Leonard Cohen’s “cowboy song” inspired by Japanese monks
Leonard Cohen was constantly working hard and pushing himself creatively, sometimes to his detriment. Cohen was always a poet and a writer before he became a musician, which means that he used to comb over lyrics, passages, and themes persistently, often causing a decline in his physical health. Some would say it was worth it for the beauty in his art, but there were periods when it looked like Cohen might not work again because of extensive writing periods.
There was one instance when he moved to the Greek Island of Hydra so that he could work in peace. It was during this period that he lived in complete solitude, surrounded by nothing but LSD and drafts of his work. He was writing for an elongated period, and by the time his work was finished, he wasn’t well enough to look after himself.
“Leonard sat in his room in his house on the hill in Hydra, writing furiously,” recalled the writer Sylvie Simmons, “He was driven by an overpowering sense of urgency. He had the feeling, he said, of time running out.” Cohen ended up in the hospital at the end of this period, highlighting just how much he was willing to suffer for his art.
Of course, this kind of mindset isn’t sustainable. It’s one thing to suffer for your art and to push yourself, but another thing to put your life at risk. Cohen had to try to find a medium, go somewhere, or do something where he could engage with himself and subsequently connect with his art while also making sure he didn’t push himself completely to the edge.

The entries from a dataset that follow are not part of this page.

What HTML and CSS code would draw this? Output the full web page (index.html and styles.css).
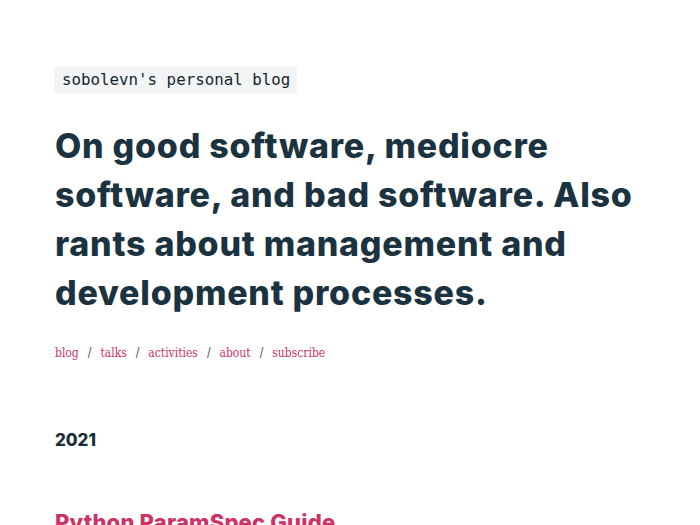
FILE: index.html
```html
<!DOCTYPE html>
<html lang="en">
<head>
<meta charset="utf-8">
<title>sobolevn's personal blog</title>
<link rel="stylesheet" href="styles.css">
</head>
<body>
<main class="page">
  <header class="header">
    <div class="brand"><code class="brand-code">sobolevn's personal blog</code></div>
    <h1 class="title">On good software, mediocre software, and bad software. Also rants about management and development processes.</h1>
    <nav class="nav">
      <a class="nav-link" href="#">blog</a><span class="sep">/</span><a class="nav-link" href="#">talks</a><span class="sep">/</span><a class="nav-link" href="#">activities</a><span class="sep">/</span><a class="nav-link" href="#">about</a><span class="sep">/</span><a class="nav-link" href="#">subscribe</a>
    </nav>
  </header>
  <section class="year">
    <h2 class="year-title">2021</h2>
    <h3 class="post-title"><a href="#">Python ParamSpec Guide</a></h3>
  </section>
</main>
</body>
</html>
```

FILE: styles.css
```css
html, body {
  margin: 0;
  padding: 0;
  background: #ffffff;
}
.page {
  padding: 67px 55px 0 55px;
}
.brand {
  display: flex;
}
.brand-code {
  background: #f3f4f5;
  color: #15262d;
  font-family: "DejaVu Sans Mono", "Liberation Mono", monospace;
  font-size: 15.8px;
  line-height: 26px;
  padding: 0 7px 0 8px;
  margin-left: -1px;
  border-radius: 2px;
}
.title {
  margin: 28px 0 0 0;
  font-family: "Inter", "DejaVu Sans", sans-serif;
  font-weight: 800;
  font-size: 34px;
  line-height: 49px;
  color: #1b3340;
  letter-spacing: 0.75px;
}
.nav {
  display: flex;
  margin-top: 26px;
  font-family: "DejaVu Serif Condensed", "DejaVu Serif", serif;
  font-size: 12px;
  line-height: 20px;
  color: #333;
}
.nav-link {
  color: #c8336a;
  text-decoration: none;
}
.sep {
  padding: 0 9px;
  color: #444;
}
.year-title {
  margin: 65px 0 0 0;
  font-family: "Inter", "DejaVu Sans", sans-serif;
  font-weight: 800;
  font-size: 17px;
  line-height: 24px;
  color: #1b2e35;
}
.post-title {
  margin: 56px 0 0 0;
  font-family: "Inter", "DejaVu Sans", sans-serif;
  font-weight: 800;
  font-size: 22px;
  line-height: 28px;
  letter-spacing: 0.2px;
}
.post-title a {
  color: #cc3366;
  text-decoration: none;
}
```
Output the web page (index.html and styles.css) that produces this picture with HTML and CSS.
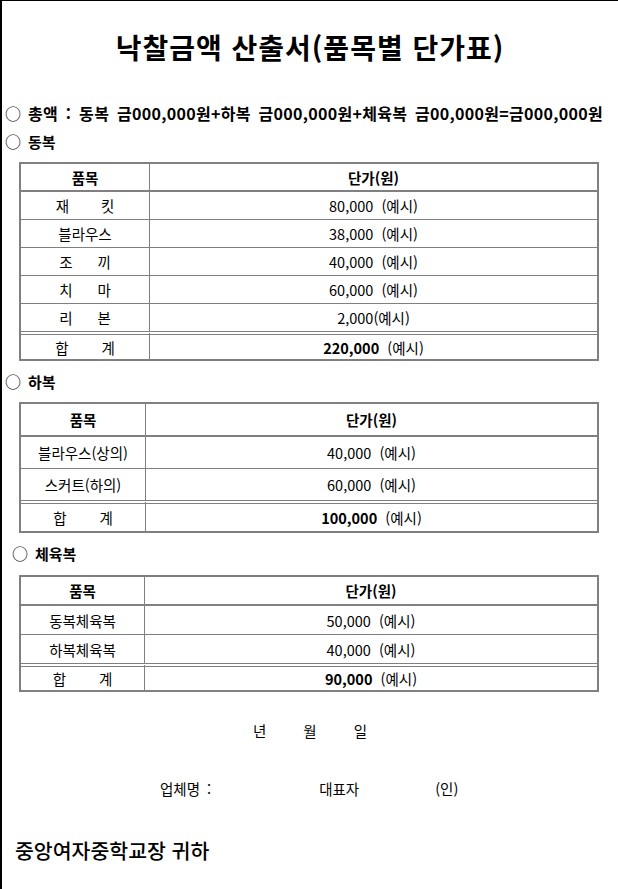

At one point, he managed to do this by going to a silent retreat, where he could look inward for some time but also engage with the world around him to find some inspiration. During this period, he came across the work Mare Ten Bull, which illustrates the different stages towards enlightenment. When Cohen left the retreat, he went to visit his friend Jennifer Warnes with a brand new song in tow: ‘Ballad of the Absent Mare’.

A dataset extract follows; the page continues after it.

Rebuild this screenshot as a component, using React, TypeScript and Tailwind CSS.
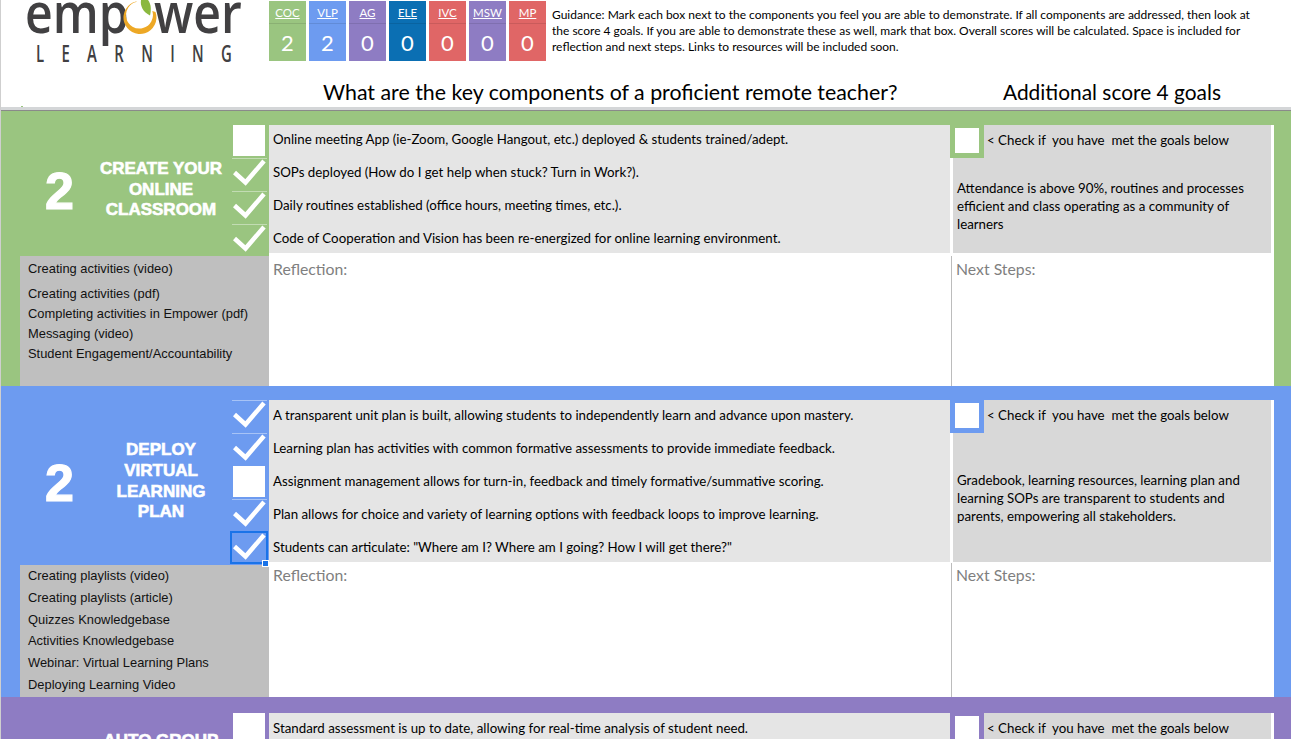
const calibri = "font-['Lato','Open_Sans',sans-serif]"
const arial = "font-['Liberation_Sans',Arial,sans-serif]"

const scores = [
  { label: "COC", value: "2", color: "bg-[#9ac580]" },
  { label: "VLP", value: "2", color: "bg-[#6d9bf0]" },
  { label: "AG", value: "0", color: "bg-[#8e7cc3]" },
  { label: "ELE", value: "0", color: "bg-[#0b6fb3]" },
  { label: "IVC", value: "0", color: "bg-[#e06666]" },
  { label: "MSW", value: "0", color: "bg-[#8e7cc3]" },
  { label: "MP", value: "0", color: "bg-[#e06666]" },
]

interface Item {
  text: string
  checked: boolean
}

interface SectionProps {
  color: string
  titleLines: string[]
  score?: string
  items: Item[]
  goal?: string
  links?: string[]
  linkClass?: string
  linkRowClass?: string
  topPad: string
  topHeight: string
  lowerHeight: string
  reflectPad: string
  nextClass: string
  textOffset: string
  titleClass?: string
  selected?: number
}

function Logo() {
  return (
    <div className="w-[268px] shrink-0 h-[107px] relative overflow-hidden">
      <span className="absolute left-[24px] top-[-25px] origin-left scale-x-[0.86] font-['Open_Sans',sans-serif] font-semibold text-[56px] leading-[72px] text-[#414042]">emp</span>
      <svg className="absolute left-[121px] top-0" width="38" height="40" viewBox="0 0 38 40">
        <path d="M14 1.5 A16.5 16.5 0 1 0 33.5 12 L30.3 11 A13.5 13.5 0 1 1 15 1.8 Z" fill="#eda825" />
        <path d="M19 0 C18 6 21 12 28 15.5 C29.5 9 29 4 26 0 Z" fill="#8ab83f" />
      </svg>
      <span className="absolute left-[153px] top-[-25px] origin-left scale-x-[0.86] font-['Open_Sans',sans-serif] font-semibold text-[56px] leading-[72px] text-[#414042]">wer</span>
      <div className="absolute left-[35px] top-[41px] origin-left scale-x-[0.62] font-['Open_Sans',sans-serif] font-semibold text-[24px] leading-[24px] text-[#414042] tracking-[28px] whitespace-nowrap">LEARNING</div>
      <div className="absolute left-[20px] bottom-0 w-[2px] h-[1px] bg-[#9ac580]" />
    </div>
  )
}

function Check() {
  return (
    <svg width="33" height="30" viewBox="0 0 33 30">
      <path d="M1.5 13.5 L12.5 23.5 L31 2" fill="none" stroke="white" strokeWidth="4.5" />
    </svg>
  )
}

function Section({
  color,
  titleLines,
  score,
  items,
  goal,
  links,
  linkClass,
  linkRowClass,
  topPad,
  topHeight,
  lowerHeight,
  reflectPad,
  nextClass,
  textOffset,
  titleClass,
  selected,
}: SectionProps) {
  return (
    <section className={`flex ${color} ${topPad}`}>
      <div className="w-[268px] shrink-0 flex flex-col">
        <div className="flex">
          <div className={`w-[231px] shrink-0 flex text-white ${titleClass ?? "items-center"}`}>
            <div className={`w-[95px] shrink-0 pl-[44px] text-[52px] leading-[52px] font-bold ${arial} [-webkit-text-stroke:1.2px_white]`}>{score}</div>
            <div className={`w-[130px] -mt-[2px] text-center text-[17px] leading-[20.7px] font-bold ${arial} [-webkit-text-stroke:0.6px_white]`}>
              {titleLines.map((l) => (
                <div key={l}>{l}</div>
              ))}
            </div>
          </div>
          <div className="w-[37px]">
            {items.map((item, i) => (
              <div
                key={item.text}
                className={`relative h-[33px] pl-[1px] ${item.checked ? "border-t border-white/40 mr-[2px]" : ""}`}
              >
                {item.checked ? <Check /> : <div className="w-[32px] h-[31px] bg-white" />}
                {selected === i && (
                  <div className="absolute left-[-2px] top-[-2px] w-[38px] h-[33px] border-2 border-[#1a73e8]">
                    <div className="absolute right-[-3px] bottom-[-5px] w-[7px] h-[7px] bg-[#1a73e8] border border-white" />
                  </div>
                )}
              </div>
            ))}
          </div>
        </div>
        {links && (
          <div className={`ml-[19px] bg-[#bfbfbf] grow text-[12.9px] leading-[18px] text-[#111] pl-[8px] ${arial} ${linkClass}`}>
            {links.map((l, i) => (
              <div key={l} className={linkRowClass ?? (i === 0 ? "h-[25px]" : "h-[20px]")}>
                {l}
              </div>
            ))}
          </div>
        )}
      </div>

      <div className="w-[1005px] shrink-0 flex flex-col bg-white">
        <div className={`flex ${topHeight}`}>
          <div className={`w-[681px] shrink-0 bg-[#e5e5e5] text-[13.3px] text-black ${calibri}`}>
            <div className={textOffset}>
              {items.map((item) => (
                <div key={item.text} className="h-[33px] pl-[4px] flex items-center whitespace-nowrap">
                  {item.text}
                </div>
              ))}
            </div>
          </div>
          <div className="w-[3px] shrink-0" />
          <div className={`w-[318px] shrink-0 bg-[#d8d8d8] flex flex-col text-[13.3px] text-black ${calibri}`}>
            <div className="flex items-start">
              <div className={`-ml-[3px] w-[34px] h-[33px] shrink-0 ${color} flex pl-[5px] pt-[3px]`}>
                <div className="w-[24px] h-[25px] bg-white" />
              </div>
              <div className="pl-[3px] h-[31px] flex items-center whitespace-pre">{"< Check if  you have  met the goals below"}</div>
            </div>
            <div className="grow flex items-center px-[4px] pt-[1px] leading-[18px]">{goal}</div>
          </div>
          <div className="w-[3px] shrink-0" />
        </div>
        <div className={`flex text-[15.8px] text-[#7f7f7f] ${calibri} ${lowerHeight}`}>
          <div className={`w-[682px] shrink-0 pl-[4px] ${reflectPad}`}>Reflection:</div>
          <div className={`grow border-l border-[#bcbcbc] pl-[4px] ${nextClass}`}>Next Steps:</div>
        </div>
      </div>
      <div className="grow" />
    </section>
  )
}

export default function App() {
  return (
    <div className="h-[739px] w-[1291px] overflow-hidden bg-white border-l border-[#cfcfcf]">
      <header className="flex h-[107px]">
        <Logo />
        <div className="flex flex-col grow">
          <div className="flex">
            <div className="flex gap-[3px] pt-[1px]">
              {scores.map((s) => (
                <div key={s.label} className={`w-[37px] h-[60px] ${s.color} text-white text-center ${calibri}`}>
                  <div className="h-[23px] border-b border-black/10 text-[11.5px] leading-[24px] underline">{s.label}</div>
                  <div className="text-[22px] leading-[37px]">{s.value}</div>
                </div>
              ))}
            </div>
            <p className={`ml-[6px] mt-[7px] w-[704px] text-[12px] leading-[16px] text-black ${calibri}`}>
              Guidance: Mark each box next to the components you feel you are able to demonstrate. If all components are addressed, then look at the score 4 goals. If you are able to demonstrate these as well, mark that box. Overall scores will be calculated. Space is included for reflection and next steps. Links to resources will be included soon.
            </p>
          </div>
          <div className={`flex mt-[17px] leading-[28px] text-black whitespace-nowrap ${calibri}`}>
            <div className="ml-[54px] w-[680px] shrink-0 text-[21.35px]">What are the key components of a proficient remote teacher?</div>
            <div className="text-[20.9px]">Additional score 4 goals</div>
          </div>
        </div>
      </header>
      <div className="h-[4px] bg-[#d4d6d8] border-b border-[#8a8a8a]" />
      <Section
        color="bg-[#9ac580]"
        topPad="pt-[14px]"
        topHeight="h-[128px]"
        lowerHeight="h-[133px]"
        reflectPad="pt-[4px]"
        nextClass="mt-[3px] pt-[1px]"
        textOffset="-mt-[2px]"
        titleLines={["CREATE YOUR", "ONLINE", "CLASSROOM"]}
        score="2"
        items={[
          { text: "Online meeting App (ie-Zoom, Google Hangout, etc.) deployed & students trained/adept.", checked: false },
          { text: "SOPs deployed (How do I get help when stuck? Turn in Work?).", checked: true },
          { text: "Daily routines established (office hours, meeting times, etc.).", checked: true },
          { text: "Code of Cooperation and Vision has been re-energized for online learning environment.", checked: true },
        ]}
        goal="Attendance is above 90%, routines and processes efficient and class operating as a community of learners"
        links={["Creating activities (video)", "Creating activities (pdf)", "Completing activities in Empower (pdf)", "Messaging (video)", "Student Engagement/Accountability"]}
        linkClass="-mt-[1px] pt-[4px]"
      />
      <Section
        color="bg-[#6d9bf0]"
        topPad="pt-[14px]"
        topHeight="h-[162px]"
        lowerHeight="h-[135px]"
        reflectPad="pt-[1px]"
        nextClass="mt-[1px]"
        textOffset="-mt-[1px]"
        titleLines={["DEPLOY", "VIRTUAL", "LEARNING", "PLAN"]}
        score="2"
        items={[
          { text: "A transparent unit plan is built, allowing students to independently learn and advance upon mastery.", checked: true },
          { text: "Learning plan has activities with common formative assessments to provide immediate feedback.", checked: true },
          { text: "Assignment management allows for turn-in, feedback and timely formative/summative scoring.", checked: false },
          { text: "Plan allows for choice and variety of learning options with feedback loops to improve learning.", checked: true },
          { text: 'Students can articulate: "Where am I? Where am I going? How I will get there?"', checked: true },
        ]}
        selected={4}
        goal="Gradebook, learning resources, learning plan and learning SOPs are transparent to students and parents, empowering all stakeholders."
        links={["Creating playlists (video)", "Creating playlists (article)", "Quizzes Knowledgebase", "Activities Knowledgebase", "Webinar: Virtual Learning Plans", "Deploying Learning Video"]}
        linkClass="flex flex-col gap-[3.8px] pt-[2px]"
        linkRowClass="h-[18px]"
      />
      <Section
        color="bg-[#8e7cc3]"
        topPad="pt-[16px]"
        topHeight="h-[60px]"
        lowerHeight="h-[60px]"
        reflectPad="pt-[1px]"
        nextClass="mt-[1px]"
        textOffset="-mt-[1px]"
        titleClass="items-start pt-[20px]"
        titleLines={["AUTO GROUP"]}
        items={[{ text: "Standard assessment is up to date, allowing for real-time analysis of student need.", checked: false }]}
      />
    </div>
  )
}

Warnes recalls the moment that Cohen came to visit. She was living in a small flat at the time and had a rented piano, which Cohen sat himself at and began playing. “Leonard’s 12 elegant, spartan verses unfolded,” she said, “I remember thinking… something miraculous is happening, right this minute, in my stupid little living room.”
“Leonard had found some old pictures somewhere,” Warnes said, discussing the supposed inspiration behind the song he had written. “They were called The Ten Bulls, old Japanese woodcuts symbolizing the stages of a monk’s life on the road to enlightenment. These carvings pictured a boy and a bull, the boy losing the bull, the bull hiding, the boy realising that the bull was nearby all along. There is a struggle, and finally the boy rides the bull into his little village.”
While these wood carvings depicted the story of a Japanese monk, Cohen saw a different way to interpret them within his music. He felt the story was somewhat reminiscent of a cowboy film. Warnes remembers him saying, “I thought this would make a great cowboy song.”